With that in mind, there are two reasons why the Tennessee Titans shouldn’t be afraid to go “all in” on top free agents simply because of their potential cap hit.

Why the Tennessee Titans are in a better position than you think

It is hard to discuss how much money is realistically available for NFL teams if they restructure contracts because of the nuances of what a restructure could look like. The short version is that NFL teams can manipulate cap hits for players by converting salary (which counts against the cap) into a signing bonus (which does not).

Someone on Twitter posted an excellent visual that shows just how much space teams can create with their restructures in 2021.

The Tennessee Titans can open up around $100 million through restructures if they wanted to and if every team in the NFL opened as much space as possible then the Titans would have the 11th most money to work with.

Even if the Titans just restructured their contracts to open half of the space that they theoretically could, they would end up with $40 million without cutting anyone.

That alone would allow them the cash to keep Harold Landry (at his rumored $17 million AAV price tag) and leave room for one more huge signing without making it impossible to fill out the depth on the roster.

However, let’s just assume that the Titans restructure some contracts and cut four of the six players that they are most likely to cut. If they did that they could easily get to around $60 million and they would already have the starters to replace those cuts in-house.

The point is, it is easy enough to free up cap space for this season and that is the key.

A.J. Brown and Jeffery Simmons are going to get extensions at some point and be foundation pieces for the Tennessee Titans, and fans get nervous that restructures might hurt the team’s ability to pay those guys in the future.

Well, remember earlier when I said that the cap isn’t real?
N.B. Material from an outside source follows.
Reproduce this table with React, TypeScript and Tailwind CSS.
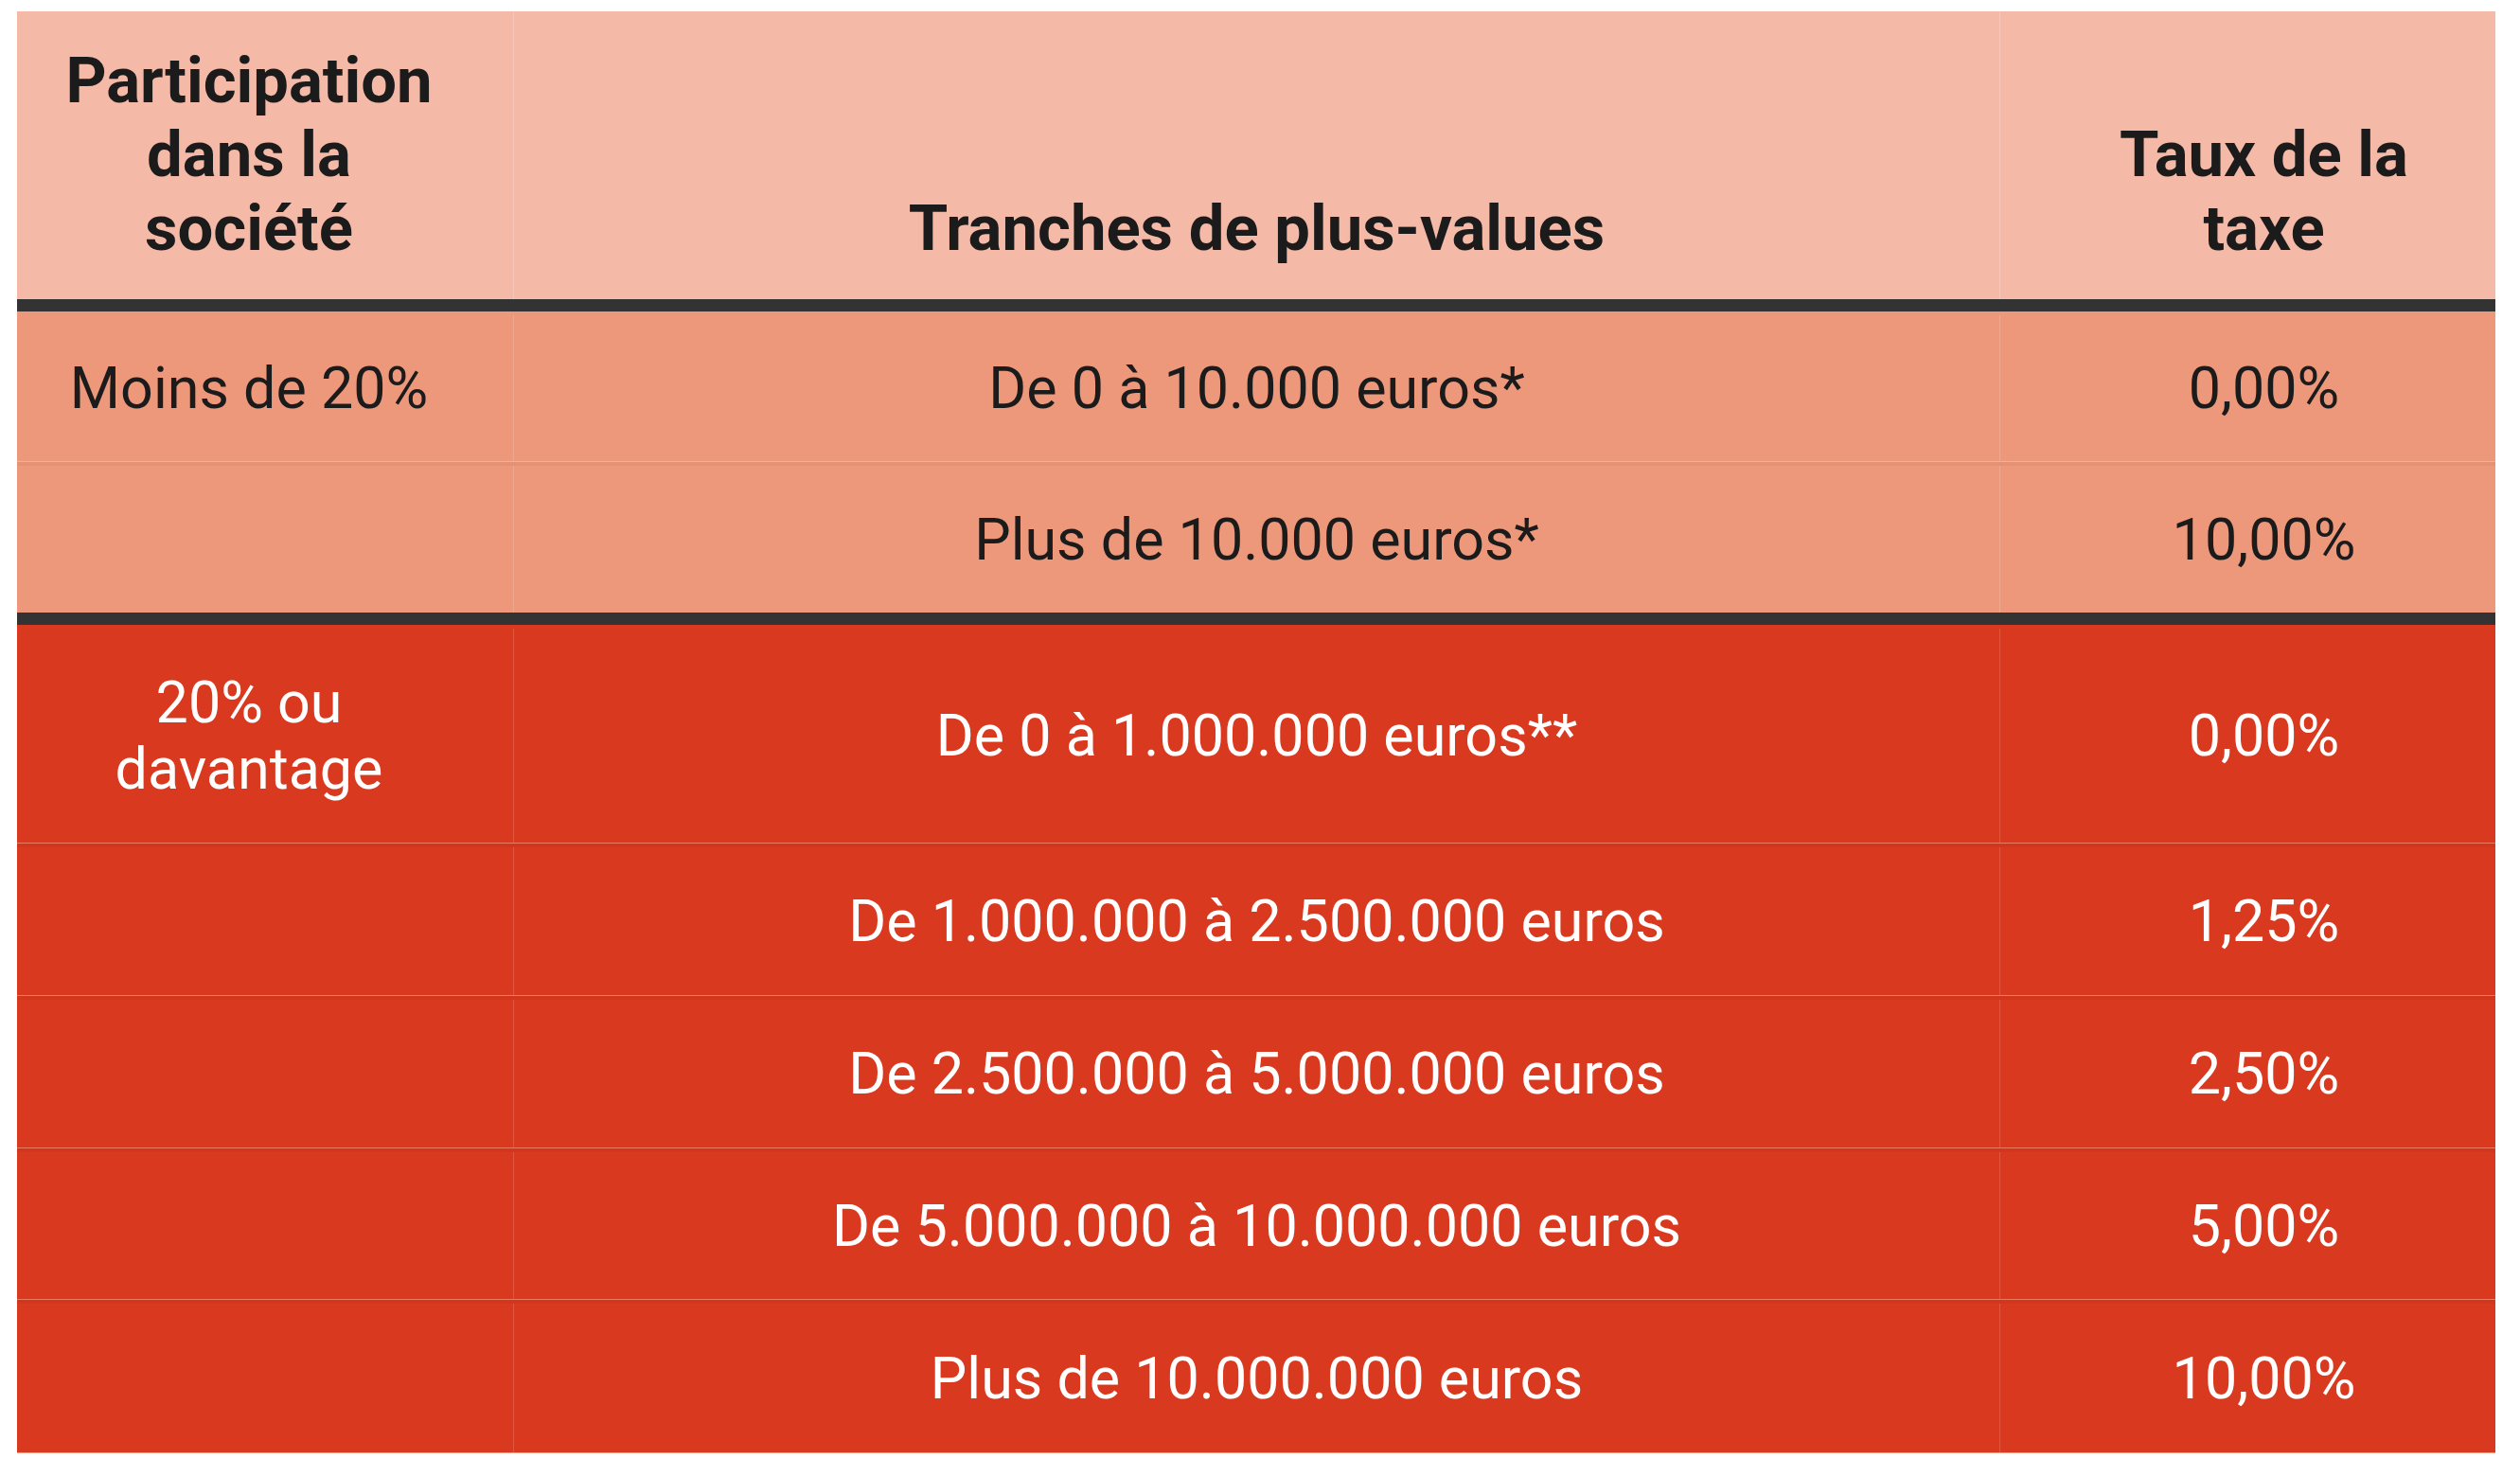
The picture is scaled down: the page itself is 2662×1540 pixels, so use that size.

That is about to be true again because, in 2024 (not this offseason or the next, but the one after that), the NFL’s cap will reflect the TV deal the league made in 2020.

Conservative projections show that the cap could rise from $210 million in 2022, to $260 million in 2024 with a $300 million cap coming just a few years after that.

With that level of flexibility and cap growth, there is no reason that a smart front office couldn’t figure out how to manipulate the cap to do just about anything that they want to do going forward.

Does this mean that the Titans will try to sign every elite free agent on the market? No, but it does mean that if they really love a free agent they will be able to move money around to make a deal happen. Basically, the Tennessee Titans can get all the positives of “going all in” without any of the negatives attached, if they just continue to be smart with the structures of their contracts going forward.